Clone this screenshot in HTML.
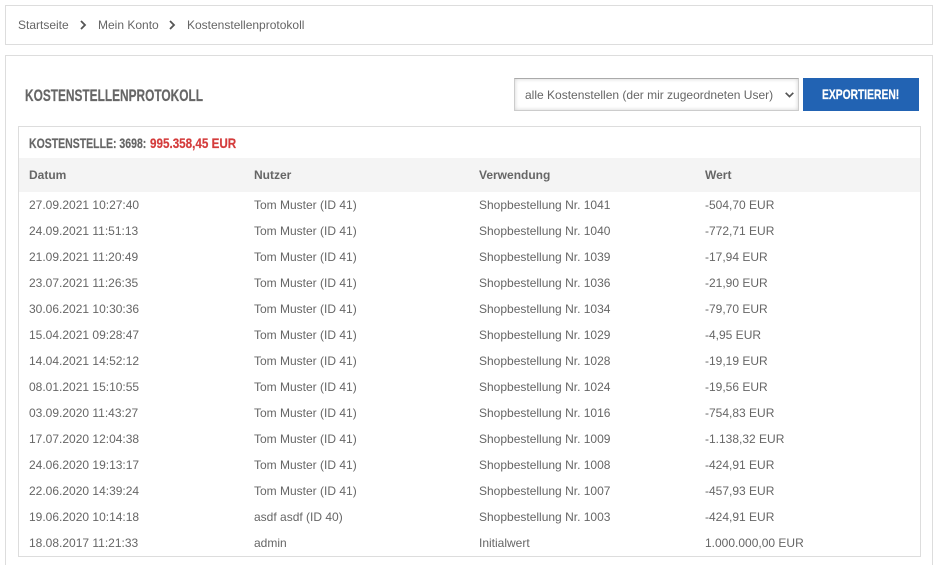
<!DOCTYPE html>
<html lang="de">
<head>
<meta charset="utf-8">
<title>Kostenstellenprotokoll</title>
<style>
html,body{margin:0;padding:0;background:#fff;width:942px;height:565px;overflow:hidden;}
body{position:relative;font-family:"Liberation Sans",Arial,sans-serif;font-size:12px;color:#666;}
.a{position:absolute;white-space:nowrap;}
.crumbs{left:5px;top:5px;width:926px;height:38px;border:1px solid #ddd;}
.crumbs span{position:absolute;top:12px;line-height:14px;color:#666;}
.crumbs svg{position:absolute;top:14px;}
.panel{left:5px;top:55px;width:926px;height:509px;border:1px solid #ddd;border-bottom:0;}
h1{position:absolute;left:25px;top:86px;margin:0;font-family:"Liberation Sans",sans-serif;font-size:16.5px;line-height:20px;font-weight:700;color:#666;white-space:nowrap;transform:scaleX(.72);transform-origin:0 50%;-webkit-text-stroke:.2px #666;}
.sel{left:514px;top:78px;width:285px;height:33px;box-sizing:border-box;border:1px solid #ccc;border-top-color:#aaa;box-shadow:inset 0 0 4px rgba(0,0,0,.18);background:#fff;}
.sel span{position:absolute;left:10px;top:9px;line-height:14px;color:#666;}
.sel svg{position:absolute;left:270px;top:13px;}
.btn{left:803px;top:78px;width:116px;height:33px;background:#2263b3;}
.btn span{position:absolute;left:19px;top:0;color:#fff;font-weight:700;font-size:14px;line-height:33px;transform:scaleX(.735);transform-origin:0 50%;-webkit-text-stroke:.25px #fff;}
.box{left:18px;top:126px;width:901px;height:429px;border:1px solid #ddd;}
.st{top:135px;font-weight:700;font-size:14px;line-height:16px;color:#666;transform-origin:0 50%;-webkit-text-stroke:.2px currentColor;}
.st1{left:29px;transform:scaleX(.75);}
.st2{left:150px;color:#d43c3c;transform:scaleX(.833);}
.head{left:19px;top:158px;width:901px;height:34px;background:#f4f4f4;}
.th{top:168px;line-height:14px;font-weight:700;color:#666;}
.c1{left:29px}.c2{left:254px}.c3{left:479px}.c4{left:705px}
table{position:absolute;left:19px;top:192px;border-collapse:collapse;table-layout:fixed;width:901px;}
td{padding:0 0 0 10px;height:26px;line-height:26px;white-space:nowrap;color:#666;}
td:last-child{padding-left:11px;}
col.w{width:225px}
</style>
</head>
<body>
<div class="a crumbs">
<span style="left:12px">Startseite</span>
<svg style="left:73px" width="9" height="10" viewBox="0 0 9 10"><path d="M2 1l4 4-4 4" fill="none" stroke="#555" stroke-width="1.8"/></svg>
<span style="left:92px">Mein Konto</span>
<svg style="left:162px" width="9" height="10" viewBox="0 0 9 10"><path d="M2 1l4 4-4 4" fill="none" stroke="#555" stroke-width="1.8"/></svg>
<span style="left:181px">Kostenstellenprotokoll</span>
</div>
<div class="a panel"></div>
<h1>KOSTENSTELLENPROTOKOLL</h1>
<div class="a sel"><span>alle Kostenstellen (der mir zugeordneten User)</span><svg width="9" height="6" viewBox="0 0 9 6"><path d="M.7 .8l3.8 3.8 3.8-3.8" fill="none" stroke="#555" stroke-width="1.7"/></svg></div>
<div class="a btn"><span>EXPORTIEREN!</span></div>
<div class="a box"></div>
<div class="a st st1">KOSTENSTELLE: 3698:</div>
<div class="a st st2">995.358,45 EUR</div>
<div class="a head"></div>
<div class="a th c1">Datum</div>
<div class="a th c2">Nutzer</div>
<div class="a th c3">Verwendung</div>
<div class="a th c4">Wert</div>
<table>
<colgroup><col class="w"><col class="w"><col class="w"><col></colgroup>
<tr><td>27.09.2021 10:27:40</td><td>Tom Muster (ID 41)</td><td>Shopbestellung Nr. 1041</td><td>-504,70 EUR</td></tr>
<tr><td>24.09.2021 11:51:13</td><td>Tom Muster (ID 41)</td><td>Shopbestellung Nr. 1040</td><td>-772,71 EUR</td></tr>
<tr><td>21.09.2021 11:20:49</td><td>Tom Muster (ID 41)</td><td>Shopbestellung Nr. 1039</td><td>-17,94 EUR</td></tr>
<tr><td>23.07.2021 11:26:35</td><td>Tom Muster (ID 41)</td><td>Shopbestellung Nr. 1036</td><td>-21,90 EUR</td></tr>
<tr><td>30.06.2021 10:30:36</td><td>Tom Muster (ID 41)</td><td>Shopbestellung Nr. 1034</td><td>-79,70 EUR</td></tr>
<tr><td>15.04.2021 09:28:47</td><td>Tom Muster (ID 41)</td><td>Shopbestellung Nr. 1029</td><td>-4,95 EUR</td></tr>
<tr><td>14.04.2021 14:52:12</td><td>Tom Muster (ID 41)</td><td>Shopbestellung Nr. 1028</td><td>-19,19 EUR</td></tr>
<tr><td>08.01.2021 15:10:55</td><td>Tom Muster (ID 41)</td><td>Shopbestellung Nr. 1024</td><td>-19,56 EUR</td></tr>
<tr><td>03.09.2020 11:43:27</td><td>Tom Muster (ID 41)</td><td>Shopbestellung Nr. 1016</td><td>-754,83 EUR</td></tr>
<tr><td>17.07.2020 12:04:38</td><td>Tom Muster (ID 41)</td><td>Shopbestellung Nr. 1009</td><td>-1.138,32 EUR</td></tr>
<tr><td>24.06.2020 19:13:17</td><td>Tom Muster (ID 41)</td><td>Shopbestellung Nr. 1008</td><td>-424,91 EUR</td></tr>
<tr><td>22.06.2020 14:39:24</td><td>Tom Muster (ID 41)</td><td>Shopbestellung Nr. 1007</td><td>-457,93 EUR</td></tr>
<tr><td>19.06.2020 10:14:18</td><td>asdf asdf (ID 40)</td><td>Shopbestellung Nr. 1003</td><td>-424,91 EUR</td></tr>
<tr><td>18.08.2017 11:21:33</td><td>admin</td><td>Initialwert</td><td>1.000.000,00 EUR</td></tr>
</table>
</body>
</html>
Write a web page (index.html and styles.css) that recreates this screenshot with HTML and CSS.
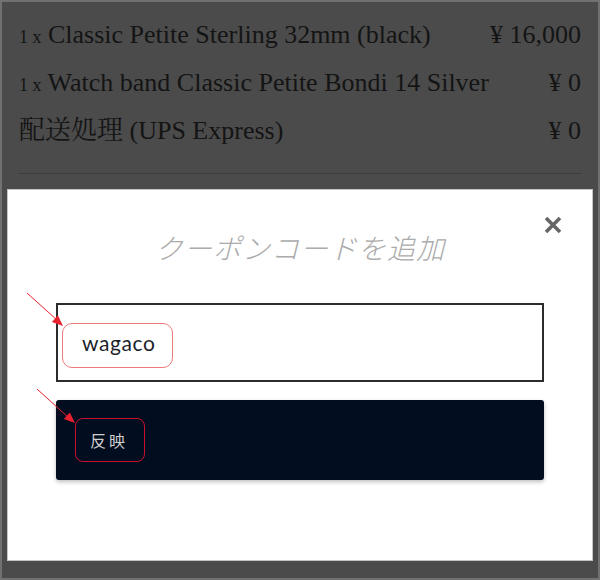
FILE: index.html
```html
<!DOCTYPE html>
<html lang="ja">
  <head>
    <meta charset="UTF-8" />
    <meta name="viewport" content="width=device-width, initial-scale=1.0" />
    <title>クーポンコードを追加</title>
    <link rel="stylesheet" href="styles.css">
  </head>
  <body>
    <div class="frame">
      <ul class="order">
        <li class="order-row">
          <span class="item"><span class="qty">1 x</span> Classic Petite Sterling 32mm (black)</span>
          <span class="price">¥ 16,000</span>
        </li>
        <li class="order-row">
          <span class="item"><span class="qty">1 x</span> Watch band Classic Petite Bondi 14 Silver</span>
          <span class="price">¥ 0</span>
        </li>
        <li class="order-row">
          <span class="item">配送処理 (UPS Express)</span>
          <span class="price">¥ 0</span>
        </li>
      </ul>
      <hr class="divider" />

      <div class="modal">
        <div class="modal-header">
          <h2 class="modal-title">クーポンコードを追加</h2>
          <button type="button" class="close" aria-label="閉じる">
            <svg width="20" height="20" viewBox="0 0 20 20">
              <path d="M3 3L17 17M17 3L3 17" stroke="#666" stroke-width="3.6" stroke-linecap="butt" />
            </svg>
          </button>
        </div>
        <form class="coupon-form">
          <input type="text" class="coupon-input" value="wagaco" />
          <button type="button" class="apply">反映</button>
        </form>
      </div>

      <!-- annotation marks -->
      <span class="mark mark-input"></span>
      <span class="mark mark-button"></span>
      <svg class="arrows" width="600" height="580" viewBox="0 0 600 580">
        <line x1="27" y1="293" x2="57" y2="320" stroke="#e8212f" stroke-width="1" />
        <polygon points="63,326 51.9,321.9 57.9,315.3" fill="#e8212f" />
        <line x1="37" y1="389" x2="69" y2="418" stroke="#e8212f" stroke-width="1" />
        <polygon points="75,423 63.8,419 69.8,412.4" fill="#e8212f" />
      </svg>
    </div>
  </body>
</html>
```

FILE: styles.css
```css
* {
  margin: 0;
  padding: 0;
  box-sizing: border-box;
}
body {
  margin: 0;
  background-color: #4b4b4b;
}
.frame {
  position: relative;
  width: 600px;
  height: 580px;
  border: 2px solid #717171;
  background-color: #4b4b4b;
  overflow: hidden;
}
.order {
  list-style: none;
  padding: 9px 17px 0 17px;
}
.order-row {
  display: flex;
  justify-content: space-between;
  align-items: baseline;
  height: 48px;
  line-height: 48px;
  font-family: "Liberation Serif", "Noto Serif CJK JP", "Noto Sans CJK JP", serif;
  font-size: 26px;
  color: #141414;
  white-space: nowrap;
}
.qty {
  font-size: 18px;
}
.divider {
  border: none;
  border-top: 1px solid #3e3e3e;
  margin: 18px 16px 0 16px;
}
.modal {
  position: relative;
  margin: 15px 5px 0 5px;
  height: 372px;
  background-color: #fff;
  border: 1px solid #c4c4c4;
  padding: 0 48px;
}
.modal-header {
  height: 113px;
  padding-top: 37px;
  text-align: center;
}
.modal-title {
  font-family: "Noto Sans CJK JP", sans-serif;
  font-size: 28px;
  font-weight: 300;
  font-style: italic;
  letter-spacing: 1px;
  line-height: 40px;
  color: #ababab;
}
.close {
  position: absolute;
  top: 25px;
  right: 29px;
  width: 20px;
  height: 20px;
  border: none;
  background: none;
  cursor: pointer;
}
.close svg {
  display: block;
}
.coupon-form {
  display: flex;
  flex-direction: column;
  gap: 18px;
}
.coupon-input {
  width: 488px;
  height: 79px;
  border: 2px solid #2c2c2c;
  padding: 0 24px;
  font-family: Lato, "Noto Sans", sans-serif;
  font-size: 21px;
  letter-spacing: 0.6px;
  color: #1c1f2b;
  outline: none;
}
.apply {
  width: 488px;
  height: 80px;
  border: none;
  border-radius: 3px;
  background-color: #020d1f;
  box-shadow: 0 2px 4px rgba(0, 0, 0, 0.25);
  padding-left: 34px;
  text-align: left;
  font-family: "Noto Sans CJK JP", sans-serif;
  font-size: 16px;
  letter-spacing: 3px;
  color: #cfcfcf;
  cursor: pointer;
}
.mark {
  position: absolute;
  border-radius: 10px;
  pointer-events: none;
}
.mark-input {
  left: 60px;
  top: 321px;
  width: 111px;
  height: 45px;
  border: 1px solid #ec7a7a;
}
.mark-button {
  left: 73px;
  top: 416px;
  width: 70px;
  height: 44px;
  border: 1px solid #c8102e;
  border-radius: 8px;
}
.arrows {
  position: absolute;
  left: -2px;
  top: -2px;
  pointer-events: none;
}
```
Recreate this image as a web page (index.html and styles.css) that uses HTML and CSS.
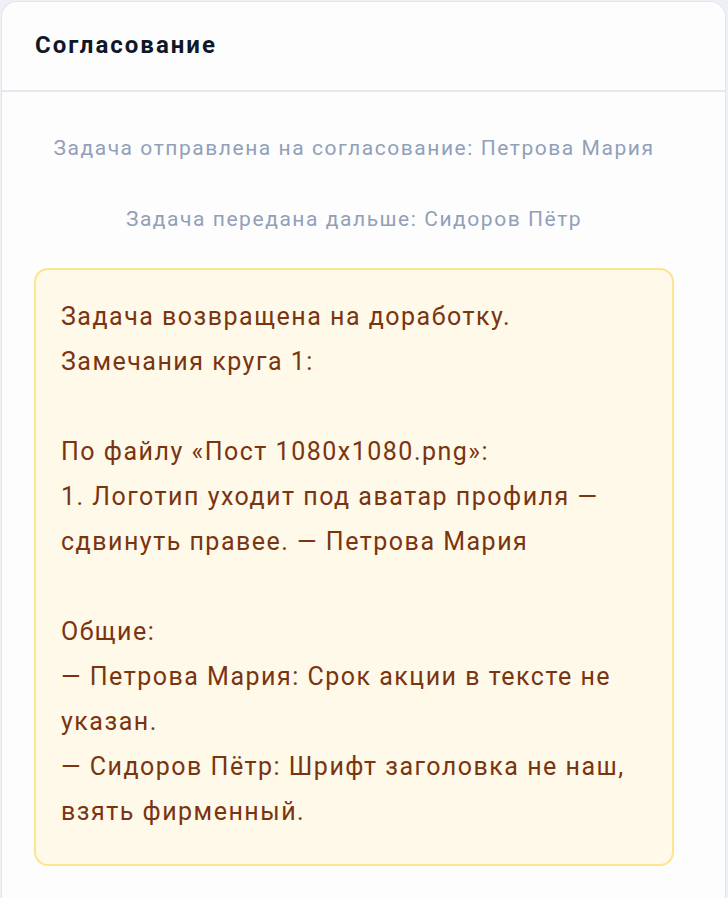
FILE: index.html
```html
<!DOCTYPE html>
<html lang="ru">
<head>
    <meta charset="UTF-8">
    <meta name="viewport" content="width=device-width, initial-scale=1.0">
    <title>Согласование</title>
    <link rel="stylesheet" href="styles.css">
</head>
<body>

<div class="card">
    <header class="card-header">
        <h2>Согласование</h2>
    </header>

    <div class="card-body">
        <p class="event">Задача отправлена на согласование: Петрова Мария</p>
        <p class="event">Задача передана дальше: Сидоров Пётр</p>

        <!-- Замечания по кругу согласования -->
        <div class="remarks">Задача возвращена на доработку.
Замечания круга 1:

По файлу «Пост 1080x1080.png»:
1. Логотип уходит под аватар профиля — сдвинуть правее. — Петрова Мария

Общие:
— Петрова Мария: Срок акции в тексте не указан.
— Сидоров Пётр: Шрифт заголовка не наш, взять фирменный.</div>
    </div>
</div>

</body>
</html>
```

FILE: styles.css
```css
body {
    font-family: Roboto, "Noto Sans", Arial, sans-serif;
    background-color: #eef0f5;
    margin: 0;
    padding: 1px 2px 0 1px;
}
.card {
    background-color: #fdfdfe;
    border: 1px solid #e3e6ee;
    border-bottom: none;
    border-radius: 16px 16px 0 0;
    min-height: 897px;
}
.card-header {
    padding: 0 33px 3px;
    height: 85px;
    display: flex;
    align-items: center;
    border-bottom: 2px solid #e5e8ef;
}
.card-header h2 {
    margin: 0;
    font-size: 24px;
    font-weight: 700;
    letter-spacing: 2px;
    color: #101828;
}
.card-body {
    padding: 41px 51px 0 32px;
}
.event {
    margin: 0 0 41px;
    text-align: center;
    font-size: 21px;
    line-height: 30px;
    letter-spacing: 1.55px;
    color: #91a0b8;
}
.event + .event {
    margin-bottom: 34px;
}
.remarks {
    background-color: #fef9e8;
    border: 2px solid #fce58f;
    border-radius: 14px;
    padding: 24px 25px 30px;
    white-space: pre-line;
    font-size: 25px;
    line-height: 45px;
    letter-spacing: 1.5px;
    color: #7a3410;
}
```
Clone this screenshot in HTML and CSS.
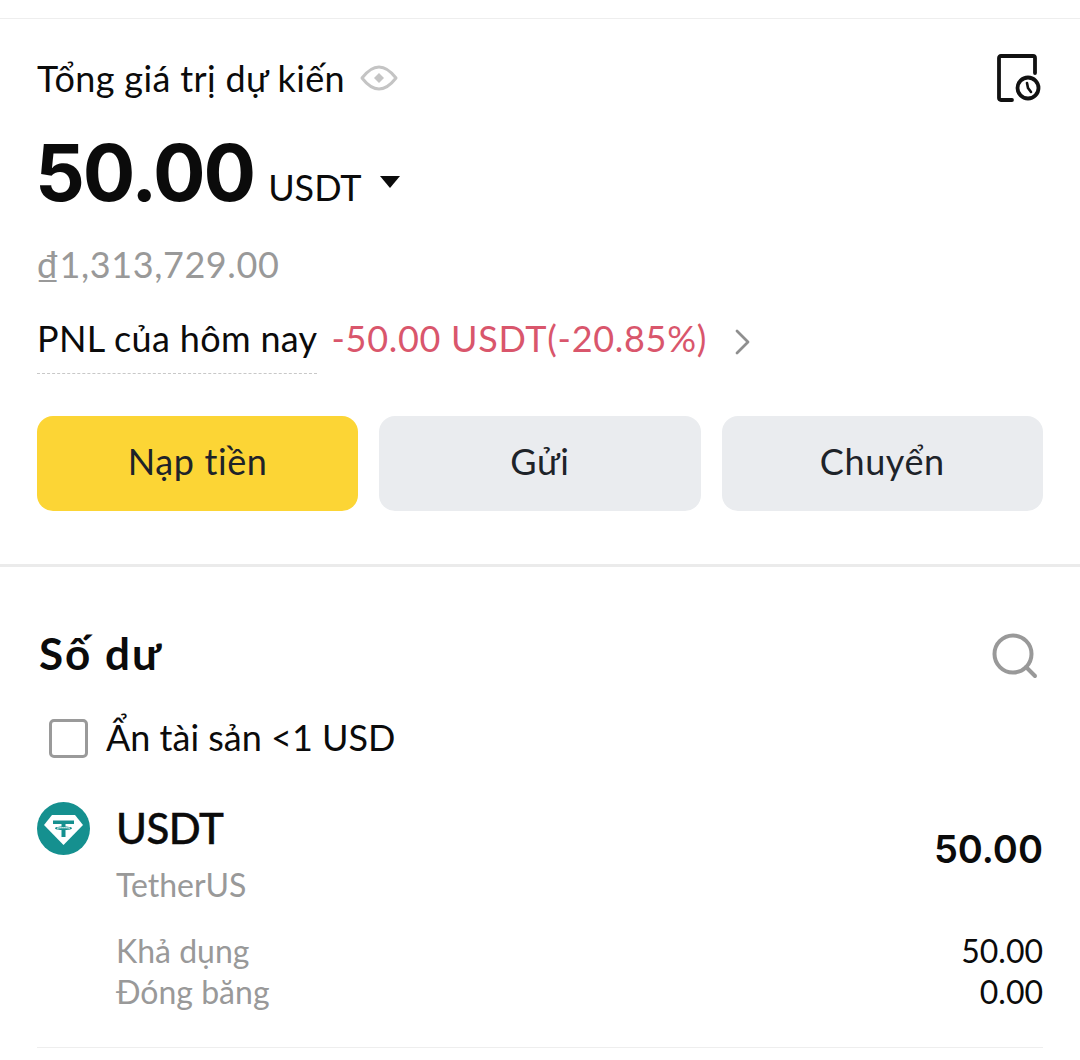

###

◆ **Stated task**:
Locate each line with the word "page" and copy it.

◆ **Complete answer**:
Write a web page (index.html and styles.css) that recreates this screenshot with HTML and CSS.
Recreate this image as a web page (index.html and styles.css) that uses HTML and CSS.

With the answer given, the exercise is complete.